• [The request]: Check each line for the word "page" and give how many have it. Say nothing else.

• [Data lines]:

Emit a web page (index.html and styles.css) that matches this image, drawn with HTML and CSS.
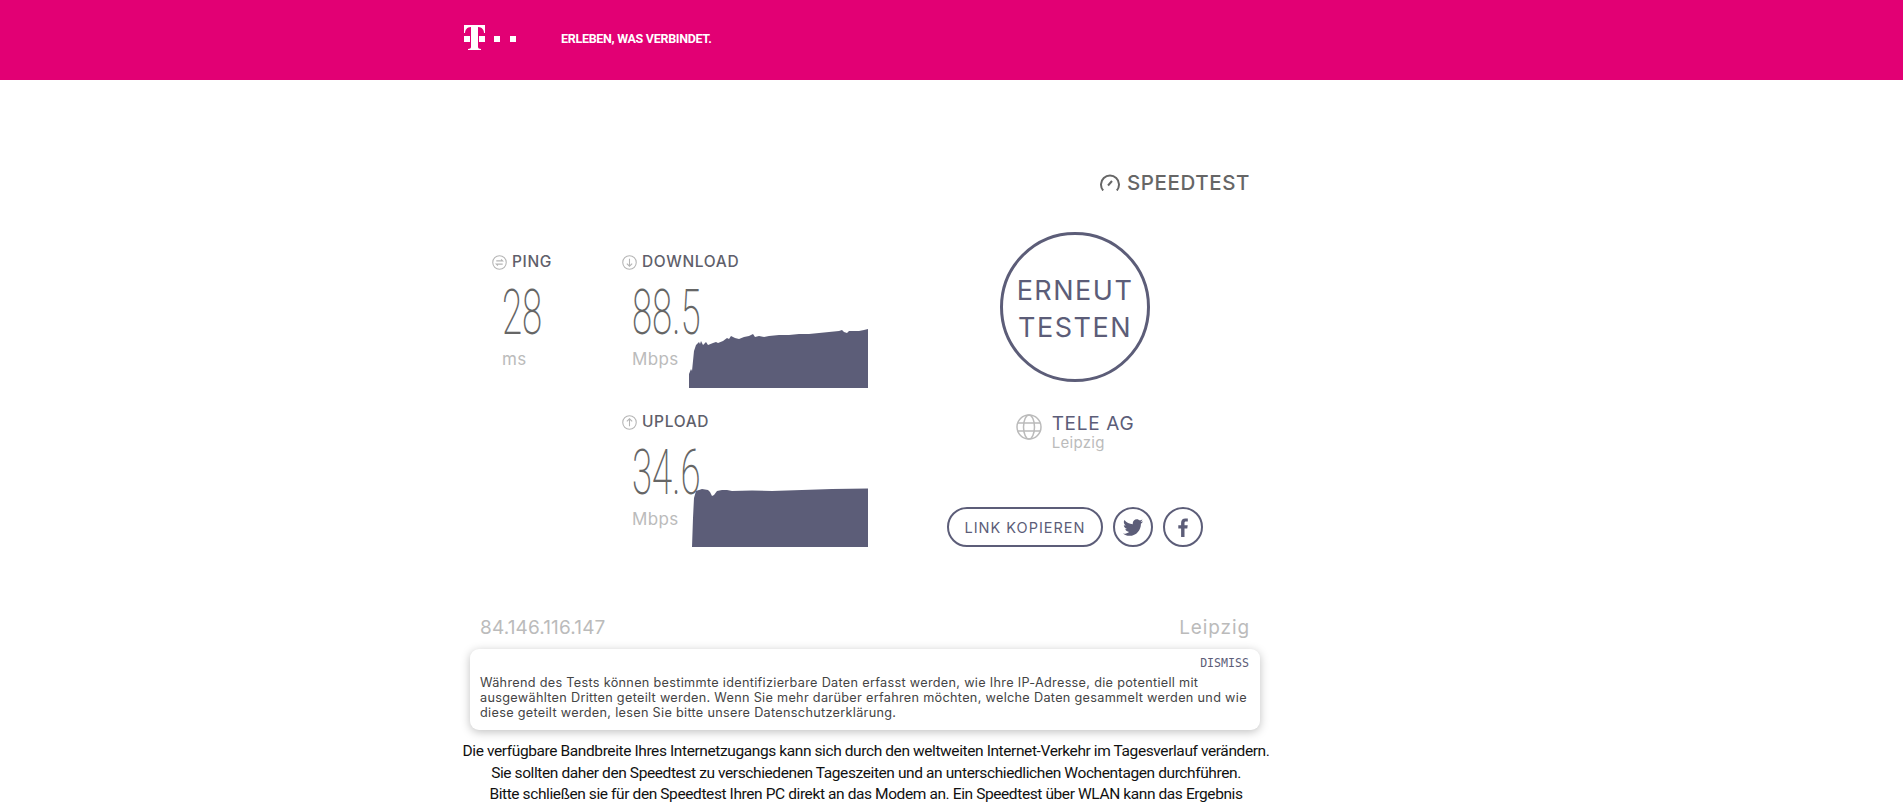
FILE: index.html
```html
<!DOCTYPE html>
<html lang="de">
<head>
    <meta charset="UTF-8">
    <meta name="viewport" content="width=device-width, initial-scale=1.0">
    <title>Speedtest</title>
    <link rel="stylesheet" href="styles.css">
</head>
<body>

<header class="top-bar">
    <svg class="t-logo" width="52" height="26" viewBox="0 0 52 26" fill="#fff">
        <path d="M0 0h21v8h-1c0-3-2-6-6-6v20c0 1 1 2 3 2v1H4v-1c2 0 3-1 3-2V2C3 2 1 5 1 8H0z"/>
        <rect x="0" y="11" width="6" height="6"/>
        <rect x="15" y="11" width="6" height="6"/>
        <rect x="30" y="11" width="6" height="6"/>
        <rect x="46" y="11" width="6" height="6"/>
    </svg>
    <span class="tagline">ERLEBEN, WAS VERBINDET.</span>
</header>

<main class="page">
    <div class="speedtest-brand">
        <svg width="20" height="17" viewBox="0 0 20 17" fill="none" stroke="#666" stroke-width="2">
            <path d="M3.200 16.500A9 9 0 1 1 16.800 16.500"/>
            <path d="M8 11.500l4-4.500"/>
        </svg>
        <span>SPEEDTEST</span>
    </div>

    <section class="results">
        <div class="ping-col">
            <div class="metric-label">
                <svg class="label-icon" viewBox="0 0 14 14" fill="none" stroke="#b5b5b5">
                    <circle cx="7" cy="7" r="6.300"/>
                    <path d="M4 5.500h6L8.500 4M10 8.500H4L5.500 10"/>
                </svg>
                PING
            </div>
            <div class="metric-value">28</div>
            <div class="metric-unit">ms</div>
        </div>

        <div class="speed-col">
            <div class="metric">
                <div class="metric-label">
                    <svg class="label-icon" viewBox="0 0 14 14" fill="none" stroke="#b5b5b5">
                        <circle cx="7" cy="7" r="6.300"/>
                        <path d="M7 3.500v7M4.500 8L7 10.500 9.500 8"/>
                    </svg>
                    DOWNLOAD
                </div>
                <div class="metric-value">88.5</div>
                <div class="metric-unit">Mbps</div>
                <svg class="graph graph-down" width="179" height="59" viewBox="0 0 179 59" fill="#5c5d78">
                    <path d="M0 59V45L2 40 3 42 5 22 7 16 10 13 11 15 12 12 14 16 17 13 19 16 24 14 27 13 29 14 34 12 38 9 40 10 42 7 46 9 50 10 55 8 60 7 64 5 66 8 70 7 75 8 80 7 90 6 100 6 110 5 120 5 130 4 140 3 150 2 153 1 155 3 158 4 160 2 165 2 170 2 175 1 179 0V59z"/>
                </svg>
            </div>
            <div class="metric metric-upload">
                <div class="metric-label">
                    <svg class="label-icon" viewBox="0 0 14 14" fill="none" stroke="#b5b5b5">
                        <circle cx="7" cy="7" r="6.300"/>
                        <path d="M7 10.500v-7M4.500 6L7 3.500 9.500 6"/>
                    </svg>
                    UPLOAD
                </div>
                <div class="metric-value">34.6</div>
                <div class="metric-unit">Mbps</div>
                <svg class="graph graph-up" width="176" height="59" viewBox="0 0 176 59" fill="#5c5d78">
                    <path d="M0 59L1 30 2 10 4 3 10 1 16 2 18 4 20 8 22 7 25 3 30 2 35 2 40 3 60 2.500 80 3 110 2 140 1 176 .5V59z"/>
                </svg>
            </div>
        </div>

        <div class="action-col">
            <button class="go-button">ERNEUT<br>TESTEN</button>
            <div class="isp">
                <svg width="26" height="26" viewBox="0 0 26 26" fill="none" stroke="#bbb" stroke-width="1.500">
                    <circle cx="13" cy="13" r="12"/>
                    <ellipse cx="13" cy="13" rx="5.500" ry="12"/>
                    <path d="M2 9h22M2 17h22"/>
                </svg>
                <div>
                    <div class="isp-name">TELE AG</div>
                    <div class="isp-city">Leipzig</div>
                </div>
            </div>
            <div class="share-row">
                <button class="link-button">LINK KOPIEREN</button>
                <button class="round-button">
                    <svg width="20" height="17" viewBox="0 0 24 20" fill="#5c5d78">
                        <path d="M24 2.400c-.900.400-1.800.700-2.800.800 1-.600 1.800-1.600 2.200-2.700-1 .600-2 1-3.100 1.200C19.300.700 18 0 16.600 0c-2.700 0-4.900 2.200-4.900 4.900 0 .400 0 .800.100 1.100C7.700 5.800 4.100 3.900 1.700.900 1.200 1.700 1 2.500 1 3.400c0 1.700.900 3.200 2.200 4.100-.800 0-1.600-.200-2.200-.600v.100c0 2.400 1.700 4.400 3.900 4.800-.400.100-.800.200-1.300.200-.300 0-.600 0-.900-.100.600 2 2.400 3.400 4.600 3.400-1.700 1.300-3.800 2.100-6.100 2.100-.400 0-.800 0-1.200-.100C2.200 19.300 4.800 20 7.500 20c9.100 0 14-7.500 14-14v-.600c1-.700 1.800-1.600 2.500-3z"/>
                    </svg>
                </button>
                <button class="round-button">
                    <svg width="10" height="19" viewBox="0 0 10 19" fill="#5c5d78">
                        <path d="M6.500 19v-8.500h2.800l.400-3.300H6.500V5.100c0-1 .300-1.600 1.600-1.600h1.700V.600C9.500.500 8.500.400 7.300.400 4.800.400 3.100 1.900 3.100 4.700v2.500H.300v3.300h2.800V19z"/>
                    </svg>
                </button>
            </div>
        </div>
    </section>

    <div class="client-row">
        <span class="client-ip">84.146.116.147</span>
        <span class="client-city">Leipzig</span>
    </div>

    <p class="hint-text">Die verfügbare Bandbreite Ihres Internetzugangs kann sich durch den weltweiten Internet-Verkehr im Tagesverlauf verändern.<br>
    Sie sollten daher den Speedtest zu verschiedenen Tageszeiten und an unterschiedlichen Wochentagen durchführen.<br>
    Bitte schließen sie für den Speedtest Ihren PC direkt an das Modem an. Ein Speedtest über WLAN kann das Ergebnis</p>

    <div class="privacy-notice">
        <div class="dismiss">DISMISS</div>
        <p>Während des Tests können bestimmte identifizierbare Daten erfasst werden, wie Ihre IP-Adresse, die potentiell mit<br>
        ausgewählten Dritten geteilt werden. Wenn Sie mehr darüber erfahren möchten, welche Daten gesammelt werden und wie<br>
        diese geteilt werden, lesen Sie bitte unsere Datenschutzerklärung.</p>
    </div>
</main>

</body>
</html>
```

FILE: styles.css
```css
html, body {
    height: 803px;
    overflow: hidden;
}
body {
    font-family: Inter, "Open Sans", sans-serif;
    background-color: #fff;
    margin: 0;
    color: #333;
}
button {
    font-family: inherit;
    background: #fff;
    cursor: pointer;
    padding: 0;
}
.top-bar {
    height: 80px;
    background-color: #e20074;
    display: flex;
    align-items: flex-start;
    padding-left: 464px;
}
.t-logo {
    margin-top: 25px;
}
.tagline {
    margin: 31px 0 0 45px;
    color: #fff;
    font-family: Roboto, sans-serif;
    font-size: 12.500px;
    font-weight: 700;
    line-height: 15px;
    letter-spacing: -0.3px;
}
.page {
    position: relative;
    width: 810px;
    margin-left: 461px;
    padding-top: 91px;
}
.speedtest-brand {
    display: flex;
    justify-content: flex-end;
    align-items: center;
    gap: 7px;
    padding-right: 21px;
    height: 22px;
    color: #666;
    font-size: 20.500px;
    font-weight: 500;
    letter-spacing: 0.6px;
}
.results {
    display: flex;
    margin-top: 62px;
    height: 300px;
}
.ping-col {
    width: 130px;
    padding-left: 31px;
    box-sizing: border-box;
}
.speed-col {
    width: 323px;
    margin-left: 31px;
}
.metric {
    position: relative;
    height: 160px;
}
.metric-label {
    display: flex;
    align-items: center;
    gap: 5px;
    height: 14px;
    color: #5f5f6b;
    font-size: 15.500px;
    font-weight: 500;
    line-height: 14px;
    letter-spacing: 0.65px;
}
.label-icon {
    width: 15px;
    height: 15px;
}
.metric-value {
    margin: 19px 0 0 10px;
    height: 50px;
    color: #666;
    font-family: Roboto, sans-serif;
    font-size: 63px;
    font-weight: 200;
    line-height: 50px;
    transform: scaleX(0.58);
    transform-origin: left center;
}
.metric-unit {
    margin: 11px 0 0 10px;
    color: #bbb;
    font-size: 17px;
    line-height: 20px;
    letter-spacing: 0.4px;
}
.graph {
    position: absolute;
}
.graph-down {
    left: 67px;
    top: 74px;
}
.graph-up {
    left: 70px;
    top: 73px;
}
.action-col {
    display: flex;
    flex-direction: column;
    align-items: center;
    width: 260px;
    margin-top: -23px;
}
.go-button {
    width: 150px;
    height: 150px;
    padding-top: 4px;
    border: 3px solid #5c5d78;
    border-radius: 50%;
    color: #5c5d78;
    font-size: 27px;
    line-height: 37px;
    letter-spacing: 1.500px;
}
.isp {
    display: flex;
    gap: 10px;
    margin-top: 32px;
}
.isp-name {
    color: #5c5d78;
    font-size: 19px;
    line-height: 20px;
    letter-spacing: 0.7px;
}
.isp-city {
    color: #bbb;
    font-size: 15px;
    line-height: 18px;
    letter-spacing: 0.3px;
}
.share-row {
    display: flex;
    gap: 10px;
    margin-top: 55px;
}
.link-button {
    width: 156px;
    height: 40px;
    border: 2.500px solid #5c5d78;
    border-radius: 20px;
    color: #5c5d78;
    font-size: 14.500px;
    letter-spacing: 1px;
}
.round-button {
    display: flex;
    justify-content: center;
    align-items: center;
    width: 40px;
    height: 40px;
    border: 2.500px solid #5c5d78;
    border-radius: 50%;
}
.client-row {
    display: flex;
    justify-content: space-between;
    margin-top: 62px;
    padding: 0 21px 0 19px;
    color: #bbb;
    font-size: 19px;
    line-height: 22px;
}
.client-ip {
    letter-spacing: 0.15px;
}
.client-city {
    letter-spacing: 0.9px;
}
.hint-text {
    margin: 102px 0 0;
    color: #111;
    font-family: Roboto, sans-serif;
    font-size: 15.500px;
    line-height: 21.700px;
    letter-spacing: -0.4px;
    text-align: center;
    white-space: nowrap;
}
.privacy-notice {
    position: absolute;
    left: 9px;
    top: 569px;
    width: 790px;
    height: 81px;
    box-sizing: border-box;
    padding: 7px 11px 0 10px;
    background-color: #fff;
    border-radius: 9px;
    box-shadow: 0 2px 10px rgba(0, 0, 0, 0.25);
}
.dismiss {
    color: #5c5d78;
    font-family: "DejaVu Sans Mono", monospace;
    font-size: 11.600px;
    line-height: 14px;
    text-align: right;
}
.privacy-notice p {
    margin: 5px 0 0;
    color: #444;
    font-size: 12.700px;
    line-height: 15px;
    letter-spacing: 0.3px;
    white-space: nowrap;
}
```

• [Answer to this problem]: 3